*RAW DATA*.
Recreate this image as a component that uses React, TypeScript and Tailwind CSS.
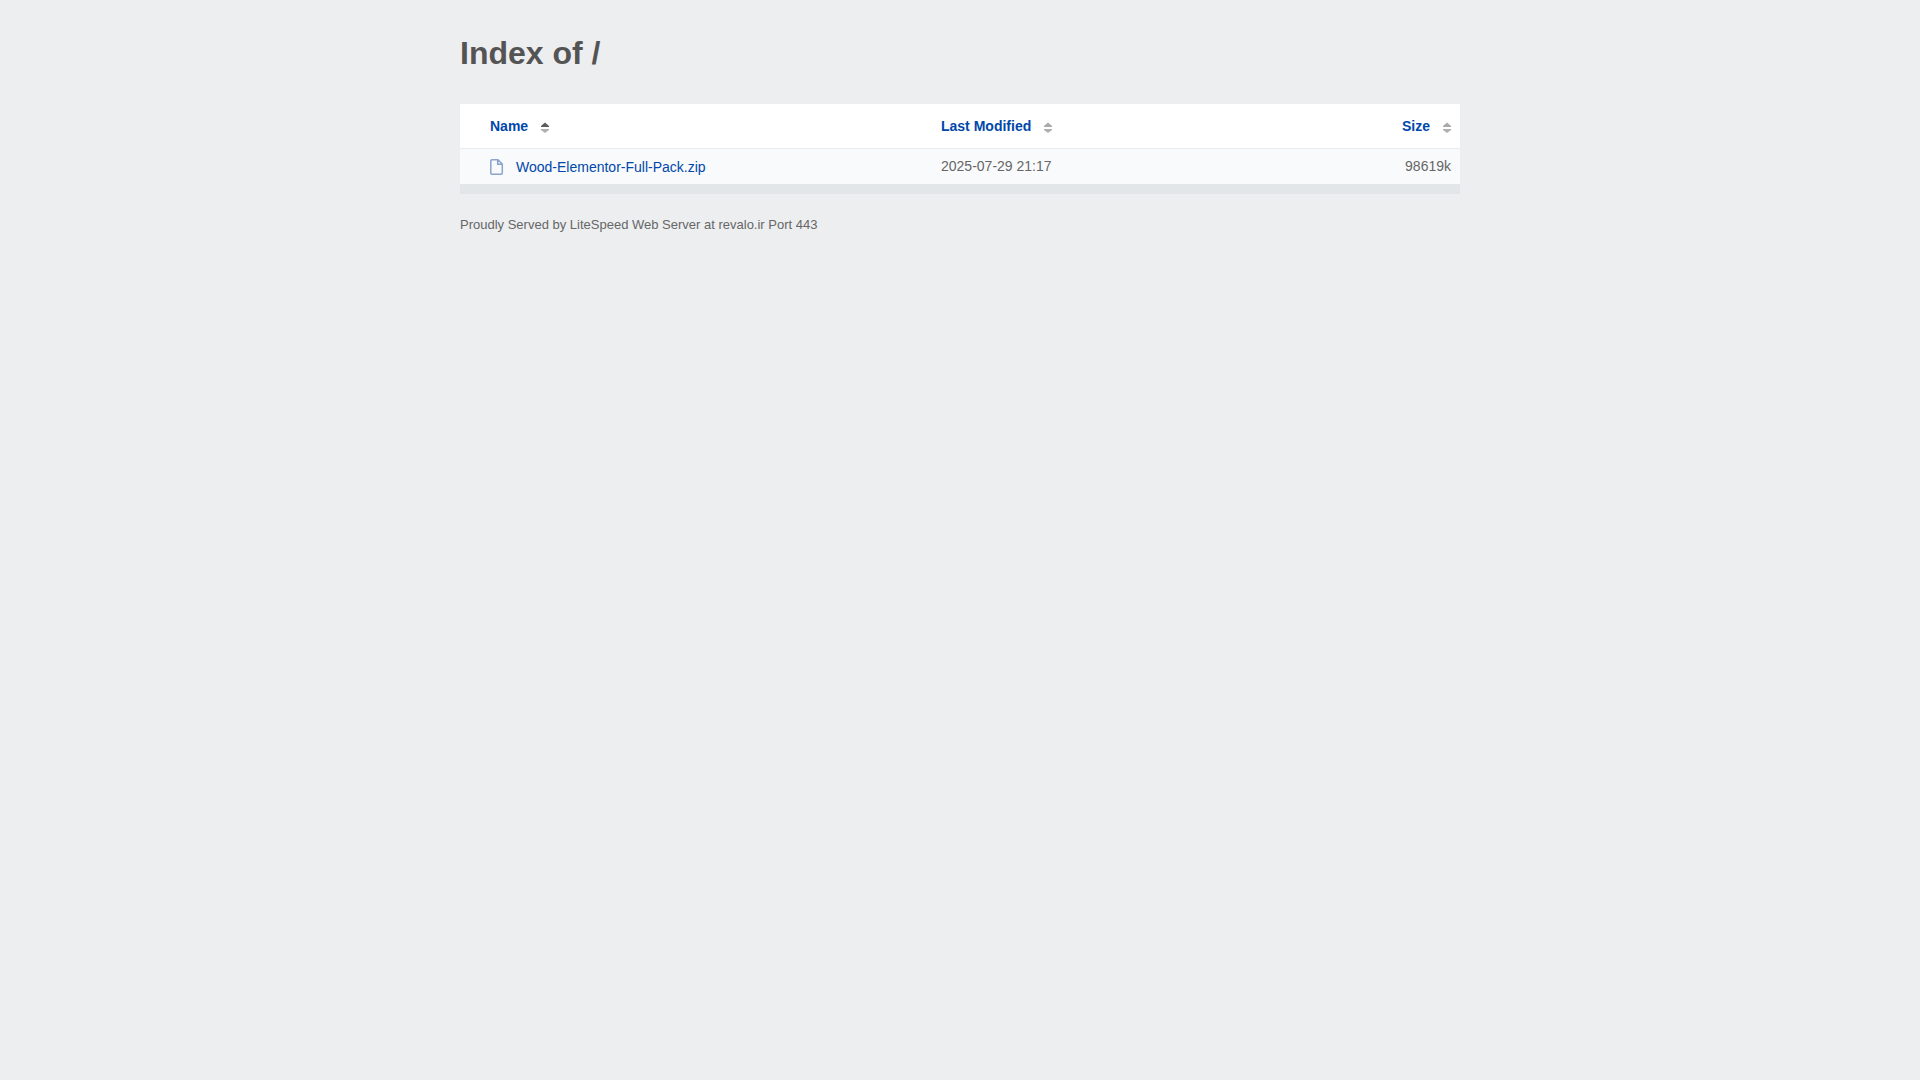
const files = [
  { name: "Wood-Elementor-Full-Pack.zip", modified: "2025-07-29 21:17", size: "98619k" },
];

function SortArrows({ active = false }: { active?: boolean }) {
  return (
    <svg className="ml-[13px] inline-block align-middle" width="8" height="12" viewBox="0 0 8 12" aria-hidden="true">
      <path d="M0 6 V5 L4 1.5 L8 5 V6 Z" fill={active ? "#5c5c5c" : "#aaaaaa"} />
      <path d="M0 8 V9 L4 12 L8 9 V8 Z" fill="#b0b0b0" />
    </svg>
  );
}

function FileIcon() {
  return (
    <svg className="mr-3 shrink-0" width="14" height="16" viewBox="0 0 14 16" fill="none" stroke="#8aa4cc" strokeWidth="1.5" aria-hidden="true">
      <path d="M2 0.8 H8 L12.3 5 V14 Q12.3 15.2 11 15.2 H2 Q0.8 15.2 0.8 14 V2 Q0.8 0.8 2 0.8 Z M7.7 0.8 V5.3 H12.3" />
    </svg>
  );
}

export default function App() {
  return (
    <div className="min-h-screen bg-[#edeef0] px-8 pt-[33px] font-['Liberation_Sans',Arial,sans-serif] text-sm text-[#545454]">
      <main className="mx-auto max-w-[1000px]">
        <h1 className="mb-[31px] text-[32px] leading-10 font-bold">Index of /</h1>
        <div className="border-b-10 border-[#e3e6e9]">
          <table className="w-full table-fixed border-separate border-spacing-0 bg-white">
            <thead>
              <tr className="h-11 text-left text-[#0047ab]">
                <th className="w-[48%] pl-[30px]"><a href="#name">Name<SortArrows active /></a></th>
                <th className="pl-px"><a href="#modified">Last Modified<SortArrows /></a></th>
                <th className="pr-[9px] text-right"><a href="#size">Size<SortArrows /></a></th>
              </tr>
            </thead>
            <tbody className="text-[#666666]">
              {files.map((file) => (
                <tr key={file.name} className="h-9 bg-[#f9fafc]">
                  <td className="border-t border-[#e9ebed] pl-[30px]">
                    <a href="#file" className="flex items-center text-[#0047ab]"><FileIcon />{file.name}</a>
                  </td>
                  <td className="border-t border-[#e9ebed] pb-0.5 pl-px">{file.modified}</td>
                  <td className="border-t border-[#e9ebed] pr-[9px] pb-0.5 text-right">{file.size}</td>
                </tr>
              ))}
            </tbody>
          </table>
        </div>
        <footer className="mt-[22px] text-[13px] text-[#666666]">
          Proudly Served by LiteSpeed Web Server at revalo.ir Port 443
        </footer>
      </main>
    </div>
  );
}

*THE REQUEST*. Set every line down exactly as written, leaving each picture out.

*OUTPUT BELOW*.
Recreate this image as a component that uses React, TypeScript and Tailwind CSS.
const files = [
  { name: "Wood-Elementor-Full-Pack.zip", modified: "2025-07-29 21:17", size: "98619k" },
];

function SortArrows({ active = false }: { active?: boolean }) {
  return (
    <svg className="ml-[13px] inline-block align-middle" width="8" height="12" viewBox="0 0 8 12" aria-hidden="true">
      <path d="M0 6 V5 L4 1.5 L8 5 V6 Z" fill={active ? "#5c5c5c" : "#aaaaaa"} />
      <path d="M0 8 V9 L4 12 L8 9 V8 Z" fill="#b0b0b0" />
    </svg>
  );
}

function FileIcon() {
  return (
    <svg className="mr-3 shrink-0" width="14" height="16" viewBox="0 0 14 16" fill="none" stroke="#8aa4cc" strokeWidth="1.5" aria-hidden="true">
      <path d="M2 0.8 H8 L12.3 5 V14 Q12.3 15.2 11 15.2 H2 Q0.8 15.2 0.8 14 V2 Q0.8 0.8 2 0.8 Z M7.7 0.8 V5.3 H12.3" />
    </svg>
  );
}

export default function App() {
  return (
    <div className="min-h-screen bg-[#edeef0] px-8 pt-[33px] font-['Liberation_Sans',Arial,sans-serif] text-sm text-[#545454]">
      <main className="mx-auto max-w-[1000px]">
        <h1 className="mb-[31px] text-[32px] leading-10 font-bold">Index of /</h1>
        <div className="border-b-10 border-[#e3e6e9]">
          <table className="w-full table-fixed border-separate border-spacing-0 bg-white">
            <thead>
              <tr className="h-11 text-left text-[#0047ab]">
                <th className="w-[48%] pl-[30px]"><a href="#name">Name<SortArrows active /></a></th>
                <th className="pl-px"><a href="#modified">Last Modified<SortArrows /></a></th>
                <th className="pr-[9px] text-right"><a href="#size">Size<SortArrows /></a></th>
              </tr>
            </thead>
            <tbody className="text-[#666666]">
              {files.map((file) => (
                <tr key={file.name} className="h-9 bg-[#f9fafc]">
                  <td className="border-t border-[#e9ebed] pl-[30px]">
                    <a href="#file" className="flex items-center text-[#0047ab]"><FileIcon />{file.name}</a>
                  </td>
                  <td className="border-t border-[#e9ebed] pb-0.5 pl-px">{file.modified}</td>
                  <td className="border-t border-[#e9ebed] pr-[9px] pb-0.5 text-right">{file.size}</td>
                </tr>
              ))}
            </tbody>
          </table>
        </div>
        <footer className="mt-[22px] text-[13px] text-[#666666]">
          Proudly Served by LiteSpeed Web Server at revalo.ir Port 443
        </footer>
      </main>
    </div>
  );
}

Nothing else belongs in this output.